start

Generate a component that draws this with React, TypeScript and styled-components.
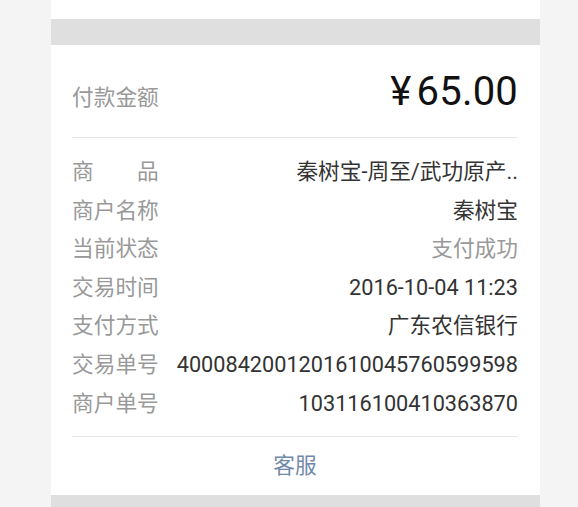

end
start

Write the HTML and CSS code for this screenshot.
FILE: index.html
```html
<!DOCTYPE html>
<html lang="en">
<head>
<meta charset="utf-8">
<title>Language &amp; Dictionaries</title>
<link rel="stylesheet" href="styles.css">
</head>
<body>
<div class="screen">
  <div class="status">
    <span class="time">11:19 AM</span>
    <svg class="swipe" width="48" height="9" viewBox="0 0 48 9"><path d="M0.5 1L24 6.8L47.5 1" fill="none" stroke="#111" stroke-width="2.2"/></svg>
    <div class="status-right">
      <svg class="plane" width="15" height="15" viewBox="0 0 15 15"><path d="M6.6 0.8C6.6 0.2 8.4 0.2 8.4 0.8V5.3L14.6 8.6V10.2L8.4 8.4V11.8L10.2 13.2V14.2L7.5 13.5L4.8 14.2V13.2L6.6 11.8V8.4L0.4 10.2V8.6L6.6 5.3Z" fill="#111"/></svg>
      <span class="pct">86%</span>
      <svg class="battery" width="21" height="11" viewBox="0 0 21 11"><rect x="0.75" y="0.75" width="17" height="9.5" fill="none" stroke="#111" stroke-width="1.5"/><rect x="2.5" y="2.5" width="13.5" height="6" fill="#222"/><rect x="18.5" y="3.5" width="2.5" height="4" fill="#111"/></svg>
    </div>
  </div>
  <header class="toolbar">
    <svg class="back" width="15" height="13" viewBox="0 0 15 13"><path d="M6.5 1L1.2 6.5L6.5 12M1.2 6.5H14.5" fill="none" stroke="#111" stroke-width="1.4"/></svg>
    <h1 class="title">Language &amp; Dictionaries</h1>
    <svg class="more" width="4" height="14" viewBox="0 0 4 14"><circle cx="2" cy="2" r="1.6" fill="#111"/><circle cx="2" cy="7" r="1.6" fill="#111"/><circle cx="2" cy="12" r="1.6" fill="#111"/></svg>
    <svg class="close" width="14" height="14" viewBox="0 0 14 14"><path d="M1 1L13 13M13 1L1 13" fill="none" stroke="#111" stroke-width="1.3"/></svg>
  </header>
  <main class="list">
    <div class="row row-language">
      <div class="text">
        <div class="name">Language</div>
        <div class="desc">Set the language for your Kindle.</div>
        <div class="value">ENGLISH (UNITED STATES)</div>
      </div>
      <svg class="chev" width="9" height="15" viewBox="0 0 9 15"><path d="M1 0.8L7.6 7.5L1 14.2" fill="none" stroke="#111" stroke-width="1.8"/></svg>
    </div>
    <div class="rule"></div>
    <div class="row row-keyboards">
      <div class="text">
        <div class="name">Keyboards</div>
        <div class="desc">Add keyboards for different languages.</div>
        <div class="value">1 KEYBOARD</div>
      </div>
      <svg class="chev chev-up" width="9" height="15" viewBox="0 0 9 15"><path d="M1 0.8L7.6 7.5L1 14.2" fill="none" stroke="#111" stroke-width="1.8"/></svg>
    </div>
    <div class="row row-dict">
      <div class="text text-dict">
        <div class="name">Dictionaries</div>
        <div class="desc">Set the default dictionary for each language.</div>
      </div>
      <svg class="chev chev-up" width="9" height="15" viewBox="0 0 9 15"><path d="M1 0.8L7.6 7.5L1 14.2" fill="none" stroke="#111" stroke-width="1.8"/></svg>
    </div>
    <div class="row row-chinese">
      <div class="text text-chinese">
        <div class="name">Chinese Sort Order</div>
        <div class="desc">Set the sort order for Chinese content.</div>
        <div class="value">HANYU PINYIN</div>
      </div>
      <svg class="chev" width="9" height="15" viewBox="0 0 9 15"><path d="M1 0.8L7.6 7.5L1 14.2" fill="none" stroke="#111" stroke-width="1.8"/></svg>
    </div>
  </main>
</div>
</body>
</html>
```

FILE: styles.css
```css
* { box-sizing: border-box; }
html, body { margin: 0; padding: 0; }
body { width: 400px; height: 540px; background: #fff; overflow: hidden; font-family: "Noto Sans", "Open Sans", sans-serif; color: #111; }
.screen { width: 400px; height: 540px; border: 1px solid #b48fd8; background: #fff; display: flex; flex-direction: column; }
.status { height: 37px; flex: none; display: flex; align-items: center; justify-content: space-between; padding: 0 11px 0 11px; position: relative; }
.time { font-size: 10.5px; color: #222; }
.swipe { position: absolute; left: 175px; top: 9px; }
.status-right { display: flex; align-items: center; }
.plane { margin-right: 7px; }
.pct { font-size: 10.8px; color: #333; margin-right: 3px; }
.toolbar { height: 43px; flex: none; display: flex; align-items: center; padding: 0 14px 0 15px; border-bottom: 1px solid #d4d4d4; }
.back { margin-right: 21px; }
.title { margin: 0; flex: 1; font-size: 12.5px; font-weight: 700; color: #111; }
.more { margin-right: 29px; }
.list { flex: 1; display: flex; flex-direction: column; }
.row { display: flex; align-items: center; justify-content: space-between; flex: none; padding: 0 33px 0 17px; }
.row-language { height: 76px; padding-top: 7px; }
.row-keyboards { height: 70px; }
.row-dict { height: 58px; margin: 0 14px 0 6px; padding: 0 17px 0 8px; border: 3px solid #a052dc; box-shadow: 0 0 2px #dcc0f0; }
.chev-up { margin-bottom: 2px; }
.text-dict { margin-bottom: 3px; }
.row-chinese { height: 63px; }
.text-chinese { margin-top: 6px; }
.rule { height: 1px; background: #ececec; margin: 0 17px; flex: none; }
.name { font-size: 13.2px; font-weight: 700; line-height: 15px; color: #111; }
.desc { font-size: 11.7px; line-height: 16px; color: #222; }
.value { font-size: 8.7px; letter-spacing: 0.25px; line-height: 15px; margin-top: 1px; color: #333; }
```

end

Task to carry out:
Using the data above, say how many lines include "this". No other reply is needed.

Worked answer:
2